Trains Video Tokyo Kanto

If you were going to describe the Tokyo morning commute in a single word, “crowded” would definitely be the one to use. However, it’s not just the trains that are crowded at rush hour, but the tracks too. During the busiest part of the morning, it’s not unusual for trains to be less than five minutes apart on the most heavily used lines, and none are more heavily used than East Japan Railway's Yamanote Line, which loops around downtown Tokyo. To illustrate just how many trains are rolling along the Yamanote during peak commuting hours, Japanese YouTube user badger has put together this animated map of a typical morning for the central Tokyo train network, with the Yamanote Line marked in bright green.
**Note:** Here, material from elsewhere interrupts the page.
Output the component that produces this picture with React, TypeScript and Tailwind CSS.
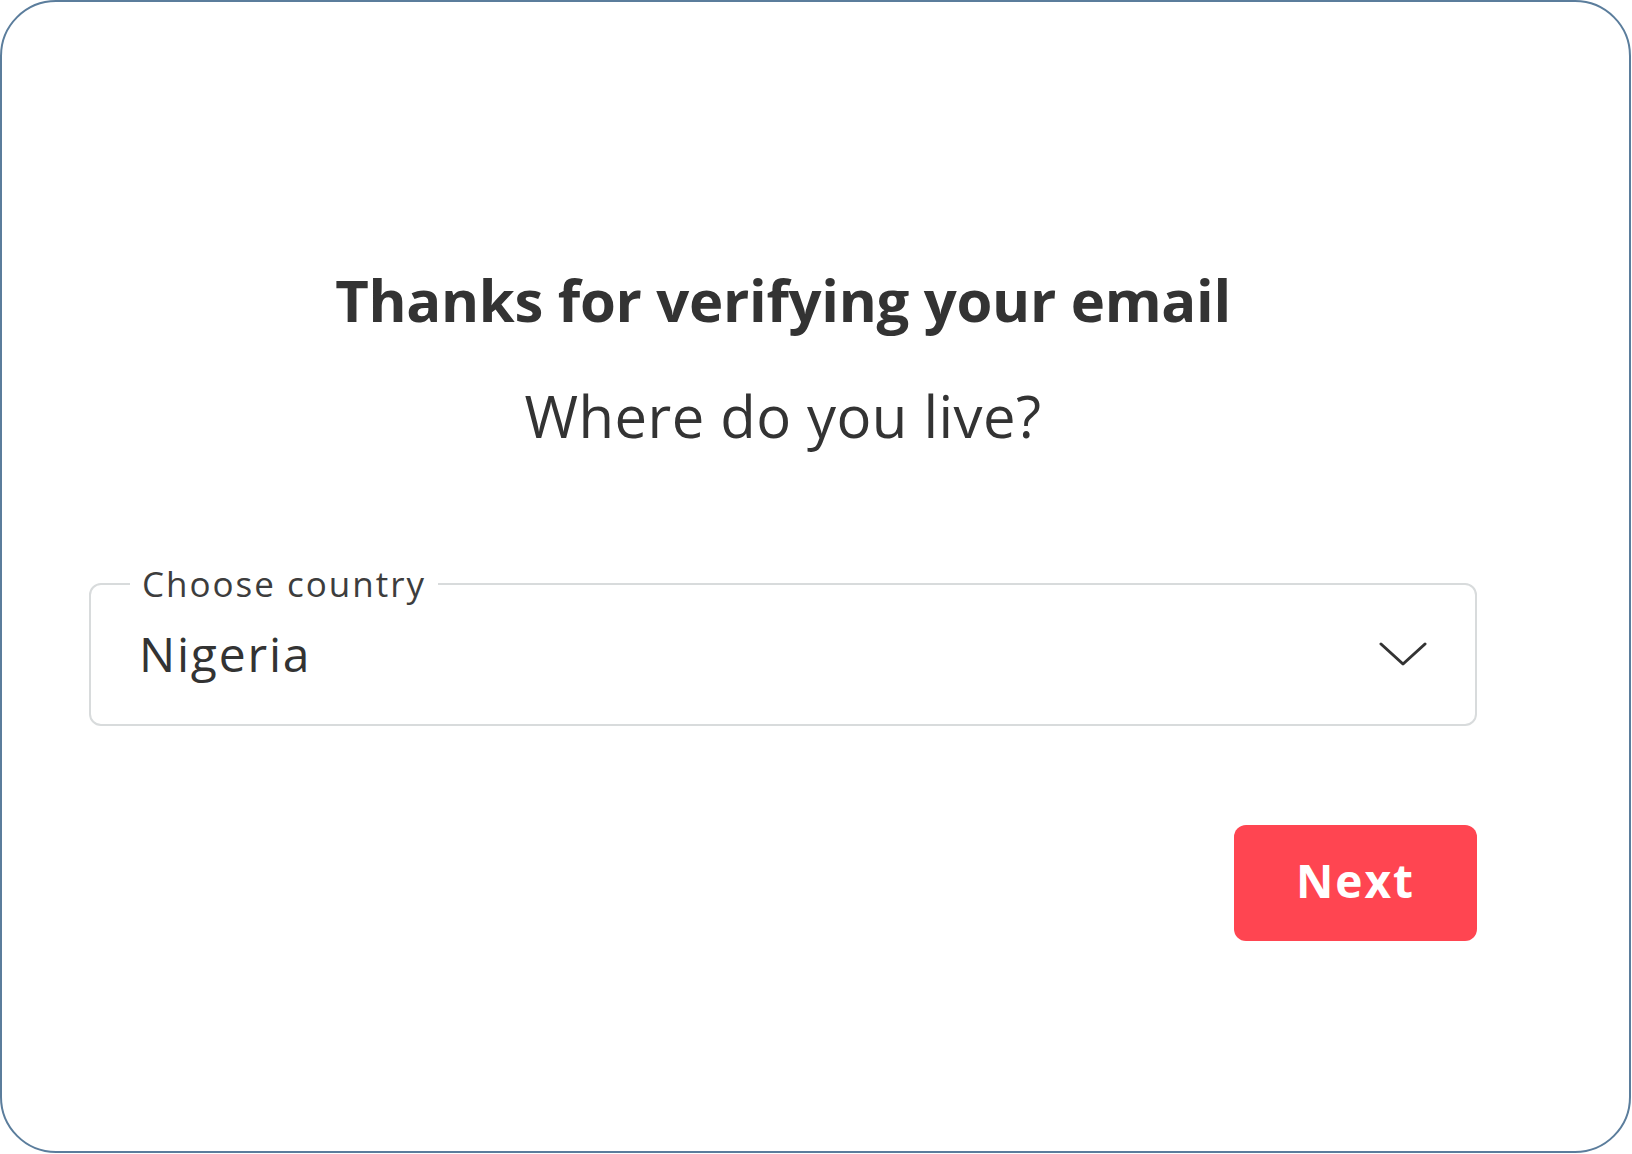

The video starts at 4:24 in the morning, when the first train of the day appears on the sky blue Keihin Tohoku Line, for which some trains pass through the same stations (though on different platforms) as the Yamanote. Roughly an hour later, at 5:30 a.m., things are already starting to get busy, with Yamanote trains picking up and dropping off passengers at major stations such as Tokyo, Shinagawa, Shibuya, Shinjuku and Akihabara.

As startling as the snapshots are, it’s even more mesmerizing seeing badger’s model in motion, with so many trains circling about it’s almost hypnotic. Odds are the commuters actually stuck on those trains every morning don’t have quite such a whimsical image of the situation, though.